Youth in the Tri-State Area are not totally addicted to computer and iPod games, and they have the projects and community works to prove it.
There are 4-H members cooking tasty dishes, sewing pillow cases for sick children in hospitals, serving food at fundraisers, entertaining at fundraisers, singing and acting in productions and working with Future Farmers of America projects.
With the Harrison County Fair just a day away, I thought it would be nice to talk about all that the youth do for others.
The Ridge Hoppers 4-H Club, for example, took to the needle and thread and put together 71 of the most colorful and animated pillow cases for children needing care at Children's Hospital in Pittsburgh.
Donnelle Tonner is the adviser who got her members enthused about the project, and Stephanie Vance had tons of children's print fabric to do the work. Her sons, Jonathan and Jordan, were two of the most active sewers.
Joey Wood is no stranger to cooking.
He has been a part of the 4-H Iron Chef Clinic for several years and was in a cupcake war event at the county fair.
He and his team put together a Lunch Meat Bake to win first in the main dish category.
Brothers, Isaac and Jacob Arnold, gave important aid to the Brightway Center Tea, the first public event held in the new activity center outside of Smithfield.
Both wore black pants and sparkling white shirts to look appropriate for their positions. Jacob served food with great style, with Isaac helping. Then Isaac went on to take part in skits in the Kara's Kids program and entertained with singing.
Fifth-grade pupils from schools throughout the county traveled to Fernwood Forest to learn about the great outdoors, including how to determine types of soil, gathering greenery, learning about conservation, studying beekeeping and other soil and water projects.

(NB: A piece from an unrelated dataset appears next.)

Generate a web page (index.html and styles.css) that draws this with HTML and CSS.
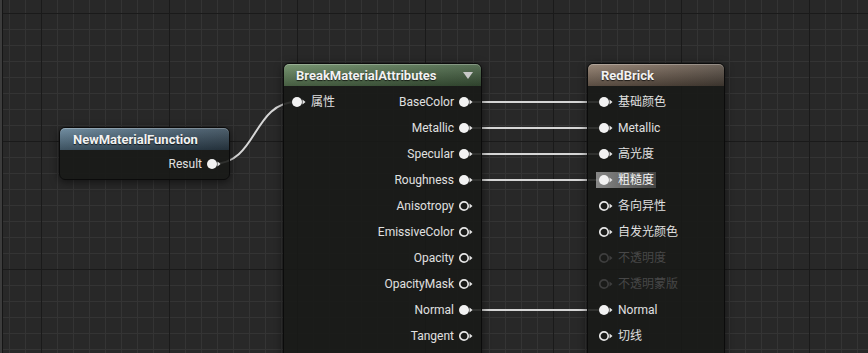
FILE: index.html
```html
<!DOCTYPE html>
<html lang="zh">
<head>
    <meta charset="UTF-8">
    <title>Material Graph - RedBrick</title>
    <link rel="stylesheet" href="styles.css">
</head>
<body>
    <div class="graph">
        <!-- wires sit under the nodes -->
        <svg class="wires" width="868" height="353" viewBox="0 0 868 353">
            <path d="M213 164 C258 164 252 102 297 102" />
            <path d="M464 102 L604 102" />
            <path d="M464 128 L604 128" />
            <path d="M464 154 L604 154" />
            <path d="M464 180 L604 180" />
            <path d="M464 310 L604 310" />
        </svg>

        <div class="node node-fn">
            <div class="node-header header-blue">NewMaterialFunction</div>
            <div class="node-body">
                <div class="pin-row out">
                    <span class="pin-label">Result</span>
                    <svg class="pin" width="14" height="12"><circle cx="5" cy="6" r="5" class="full"/><path d="M10.5 3.5 L13.5 6 L10.5 8.5 Z"/></svg>
                </div>
            </div>
        </div>

        <div class="node node-break">
            <div class="node-header header-green">
                <span>BreakMaterialAttributes</span>
                <span class="dropdown"></span>
            </div>
            <div class="node-body">
                <div class="pin-row split">
                    <div class="pin-item">
                        <svg class="pin" width="14" height="12"><circle cx="5" cy="6" r="5" class="full"/><path d="M10.5 3.5 L13.5 6 L10.5 8.5 Z"/></svg>
                        <span class="pin-label">属性</span>
                    </div>
                    <div class="pin-item">
                        <span class="pin-label">BaseColor</span>
                        <svg class="pin" width="14" height="12"><circle cx="5" cy="6" r="5" class="full"/><path d="M10.5 3.5 L13.5 6 L10.5 8.5 Z"/></svg>
                    </div>
                </div>
                <div class="pin-row out">
                    <span class="pin-label">Metallic</span>
                    <svg class="pin" width="14" height="12"><circle cx="5" cy="6" r="5" class="full"/><path d="M10.5 3.5 L13.5 6 L10.5 8.5 Z"/></svg>
                </div>
                <div class="pin-row out">
                    <span class="pin-label">Specular</span>
                    <svg class="pin" width="14" height="12"><circle cx="5" cy="6" r="5" class="full"/><path d="M10.5 3.5 L13.5 6 L10.5 8.5 Z"/></svg>
                </div>
                <div class="pin-row out">
                    <span class="pin-label">Roughness</span>
                    <svg class="pin" width="14" height="12"><circle cx="5" cy="6" r="5" class="full"/><path d="M10.5 3.5 L13.5 6 L10.5 8.5 Z"/></svg>
                </div>
                <div class="pin-row out">
                    <span class="pin-label">Anisotropy</span>
                    <svg class="pin" width="14" height="12"><circle cx="5" cy="6" r="4.2" class="ring"/><path d="M10.5 3.5 L13.5 6 L10.5 8.5 Z"/></svg>
                </div>
                <div class="pin-row out">
                    <span class="pin-label">EmissiveColor</span>
                    <svg class="pin" width="14" height="12"><circle cx="5" cy="6" r="4.2" class="ring"/><path d="M10.5 3.5 L13.5 6 L10.5 8.5 Z"/></svg>
                </div>
                <div class="pin-row out">
                    <span class="pin-label">Opacity</span>
                    <svg class="pin" width="14" height="12"><circle cx="5" cy="6" r="4.2" class="ring"/><path d="M10.5 3.5 L13.5 6 L10.5 8.5 Z"/></svg>
                </div>
                <div class="pin-row out">
                    <span class="pin-label">OpacityMask</span>
                    <svg class="pin" width="14" height="12"><circle cx="5" cy="6" r="4.2" class="ring"/><path d="M10.5 3.5 L13.5 6 L10.5 8.5 Z"/></svg>
                </div>
                <div class="pin-row out">
                    <span class="pin-label">Normal</span>
                    <svg class="pin" width="14" height="12"><circle cx="5" cy="6" r="5" class="full"/><path d="M10.5 3.5 L13.5 6 L10.5 8.5 Z"/></svg>
                </div>
                <div class="pin-row out">
                    <span class="pin-label">Tangent</span>
                    <svg class="pin" width="14" height="12"><circle cx="5" cy="6" r="4.2" class="ring"/><path d="M10.5 3.5 L13.5 6 L10.5 8.5 Z"/></svg>
                </div>
            </div>
        </div>

        <div class="node node-brick">
            <div class="node-header header-brown">RedBrick</div>
            <div class="node-body">
                <div class="pin-row">
                    <div class="pin-item">
                        <svg class="pin" width="14" height="12"><circle cx="5" cy="6" r="5" class="full"/><path d="M10.5 3.5 L13.5 6 L10.5 8.5 Z"/></svg>
                        <span class="pin-label">基础颜色</span>
                    </div>
                </div>
                <div class="pin-row">
                    <div class="pin-item">
                        <svg class="pin" width="14" height="12"><circle cx="5" cy="6" r="5" class="full"/><path d="M10.5 3.5 L13.5 6 L10.5 8.5 Z"/></svg>
                        <span class="pin-label">Metallic</span>
                    </div>
                </div>
                <div class="pin-row">
                    <div class="pin-item">
                        <svg class="pin" width="14" height="12"><circle cx="5" cy="6" r="5" class="full"/><path d="M10.5 3.5 L13.5 6 L10.5 8.5 Z"/></svg>
                        <span class="pin-label">高光度</span>
                    </div>
                </div>
                <div class="pin-row">
                    <div class="pin-item hovered">
                        <svg class="pin" width="14" height="12"><circle cx="5" cy="6" r="5" class="full"/><path d="M10.5 3.5 L13.5 6 L10.5 8.5 Z"/></svg>
                        <span class="pin-label">粗糙度</span>
                    </div>
                </div>
                <div class="pin-row">
                    <div class="pin-item">
                        <svg class="pin" width="14" height="12"><circle cx="5" cy="6" r="4.2" class="ring"/><path d="M10.5 3.5 L13.5 6 L10.5 8.5 Z"/></svg>
                        <span class="pin-label">各向异性</span>
                    </div>
                </div>
                <div class="pin-row">
                    <div class="pin-item">
                        <svg class="pin" width="14" height="12"><circle cx="5" cy="6" r="4.2" class="ring"/><path d="M10.5 3.5 L13.5 6 L10.5 8.5 Z"/></svg>
                        <span class="pin-label">自发光颜色</span>
                    </div>
                </div>
                <div class="pin-row disabled">
                    <div class="pin-item">
                        <svg class="pin" width="14" height="12"><circle cx="5" cy="6" r="4.2" class="ring"/><path d="M10.5 3.5 L13.5 6 L10.5 8.5 Z"/></svg>
                        <span class="pin-label">不透明度</span>
                    </div>
                </div>
                <div class="pin-row disabled">
                    <div class="pin-item">
                        <svg class="pin" width="14" height="12"><circle cx="5" cy="6" r="4.2" class="ring"/><path d="M10.5 3.5 L13.5 6 L10.5 8.5 Z"/></svg>
                        <span class="pin-label">不透明蒙版</span>
                    </div>
                </div>
                <div class="pin-row">
                    <div class="pin-item">
                        <svg class="pin" width="14" height="12"><circle cx="5" cy="6" r="5" class="full"/><path d="M10.5 3.5 L13.5 6 L10.5 8.5 Z"/></svg>
                        <span class="pin-label">Normal</span>
                    </div>
                </div>
                <div class="pin-row">
                    <div class="pin-item">
                        <svg class="pin" width="14" height="12"><circle cx="5" cy="6" r="4.2" class="ring"/><path d="M10.5 3.5 L13.5 6 L10.5 8.5 Z"/></svg>
                        <span class="pin-label">切线</span>
                    </div>
                </div>
            </div>
        </div>
    </div>
</body>
</html>
```

FILE: styles.css
```css
/* Base */
body {
    margin: 0;
    padding: 0;
    background-color: #282828;
    font-family: Roboto, "Noto Sans CJK SC", sans-serif;
    font-size: 12px;
    color: #e0e0e0;
    overflow: hidden;
}

/* Graph canvas with major (128px) and minor (16px) grid */
.graph {
    position: relative;
    width: 868px;
    height: 353px;
    overflow: hidden;
    background-color: #282828;
    background-image:
        linear-gradient(to right, #1a1a1a 1px, transparent 1px),
        linear-gradient(to bottom, #1a1a1a 1px, transparent 1px),
        linear-gradient(to right, #343434 1px, transparent 1px),
        linear-gradient(to bottom, #343434 1px, transparent 1px);
    background-size: 128px 128px, 128px 128px, 16px 16px, 16px 16px;
    background-position: 41px 0, 0 13px, 9px 0, 0 13px;
    box-shadow: inset 2px 0 0 #3c3c3c, inset 3px 0 0 #151515;
}

.wires {
    position: absolute;
    left: 0;
    top: 0;
}

.wires path {
    fill: none;
    stroke: #d6d6d6;
    stroke-width: 2;
}

/* Nodes */
.node {
    position: absolute;
    box-sizing: border-box;
    background-color: rgba(24, 25, 23, 0.88);
    border: 1px solid #0b0b0b;
    border-radius: 6px;
    box-shadow: 0 2px 8px rgba(0, 0, 0, 0.55);
}

.node-fn {
    left: 59px;
    top: 127px;
    width: 171px;
}

.node-break {
    left: 283px;
    top: 63px;
    width: 199px;
    height: 320px;
}

.node-brick {
    left: 587px;
    top: 63px;
    width: 138px;
    height: 320px;
}

.node-header {
    display: flex;
    align-items: center;
    height: 22px;
    padding: 0 8px 0 12px;
    border-radius: 5px 5px 0 0;
    font-size: 13px;
    font-weight: bold;
    color: #f2f2f2;
    text-shadow: 0 1px 1px rgba(0, 0, 0, 0.7);
    box-shadow: inset 0 1px 0 rgba(255, 255, 255, 0.25);
}

.header-blue {
    padding-left: 13px;
    background:
        linear-gradient(to bottom, rgba(255, 255, 255, 0.12), rgba(0, 0, 0, 0.35)),
        linear-gradient(to right, #5f7f95, #3f5769 70%, #364a59);
}

.header-green {
    background:
        linear-gradient(to bottom, rgba(255, 255, 255, 0.12), rgba(0, 0, 0, 0.3)),
        linear-gradient(to right, #66875f, #4d6b49 70%, #435e40);
}

.header-brown {
    padding-left: 13px;
    background:
        linear-gradient(to bottom, rgba(255, 255, 255, 0.12), rgba(0, 0, 0, 0.35)),
        linear-gradient(to right, #8c7867, #6a5b4e 70%, #5a4f45);
}

.dropdown {
    margin-left: auto;
    width: 0;
    height: 0;
    border-left: 5px solid transparent;
    border-right: 5px solid transparent;
    border-top: 7px solid #c8c8c8;
}

.node-body {
    padding: 3px 8px 0 8px;
}

.node-fn .node-body {
    padding-top: 1px;
    padding-bottom: 2px;
}

.node-break .node-body {
    padding-left: 5px;
}

/* Pin rows */
.pin-row {
    display: flex;
    align-items: center;
    height: 26px;
}

.pin-row.out {
    justify-content: flex-end;
}

.pin-row.split {
    justify-content: space-between;
}

.pin-row.out .pin-label {
    margin-right: 5px;
}

.pin-label {
    line-height: 16px;
}

.pin-item {
    display: flex;
    align-items: center;
    height: 16px;
    padding: 0 2px 0 3px;
}

.split .pin-item:last-child {
    padding: 0;
}

.split .pin-item:last-child .pin-label {
    margin-right: 5px;
}

.pin-item .pin + .pin-label {
    margin-left: 5px;
}

.pin-item.hovered {
    background: linear-gradient(to right, rgba(210, 210, 210, 0.6), rgba(130, 130, 130, 0.4));
    color: #f4f4f4;
}

.pin {
    display: block;
    flex: none;
}

.pin circle.full {
    fill: #f2f2f2;
}

.pin circle.ring {
    fill: #1a1b19;
    stroke: #e6e6e6;
    stroke-width: 1.7;
}

.pin path {
    fill: #e6e6e6;
}

.disabled {
    color: #474747;
}

.disabled .pin circle.ring {
    stroke: #3e3e3e;
}

.disabled .pin path {
    fill: #3e3e3e;
}
```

Joe and Cindy Rodak had their bee displays, honey combs taken from the hive and a clear glass display that showed the operation of a hive.
This caught the interest of many of the students, and they liked the opportunity to buy a stick of honey at the end.
I caught sight of Brad Valentine of Harding Middle School who was really looking at a tray of honey in the comb with interest. He didn't even realize that I had taken his picture.
Our granddaughter, Jessie, spent many hours in practice for the school musical of "Music Man" and was in many dance numbers. The students were so happy to be putting on the presentation, and at the end, a band of tiny musicians came marching up to the stage for the band that was promised by con man Harold Hill. The instruments were almost as big as some of the youngsters but it was so cute, and you could tell they were very rehearsed.
The Liberty Gals and Guys 4-H Club cleaned the New Alexandria Cemetery and has had community projects of sending Christmas cards, Valentines and Easter cards to veterans; making food baskets for shut-ins; and they go to great lengths to make an attractive float for the Jefferson County Fair.
Most of the clubs hold successful community projects for their own communities.
That is what 4-H is about.
Reading the list of baked goods and confections for the eighth department of the Harrison County Fair can really make your mouth water.
For instance, the list of types of cakes includes angel food, bundt, carrot, cheesecake, chocolate, coffee, jelly roll, pound, pumpkin roll, spice, sponge, upside down, white, yellow and Texas sheet cake.
There is a list of tasty pies, too. Picture apple, cherry, peach, pecan, pumpkin, raisin, raspberry, rhubarb, banana cream, coconut cream, custard, lemon meringue, peanut butter and any other kind that a baker can come up with.
Confections include buckeyes, caramels, dipped chocolate, divinity, chocolate fudge, peanut butter fudge, vanilla, hard candy, mints, peanut brittle and taffy.
There was a list of collectibles that could be put on display. This included fossils or rocks, Indian arrowheads, shells, stamps, coins, buttons, post cards, spoons, cups or mugs, figurines, salt and pepper shakers bottles, dolls, book matches, thimbles, pencils, pens, badges, business cards, erasers, magnets, book marks and stuffed animals.
I had mentioned that the Harrison County Fair is one of the earliest. This is correct in the fact that it is ONE of the earliest, but the earliest is the Paulding County Fair that started June 10 and the Pickaway County Fair that started June 15. The Marion County Fair started July 1.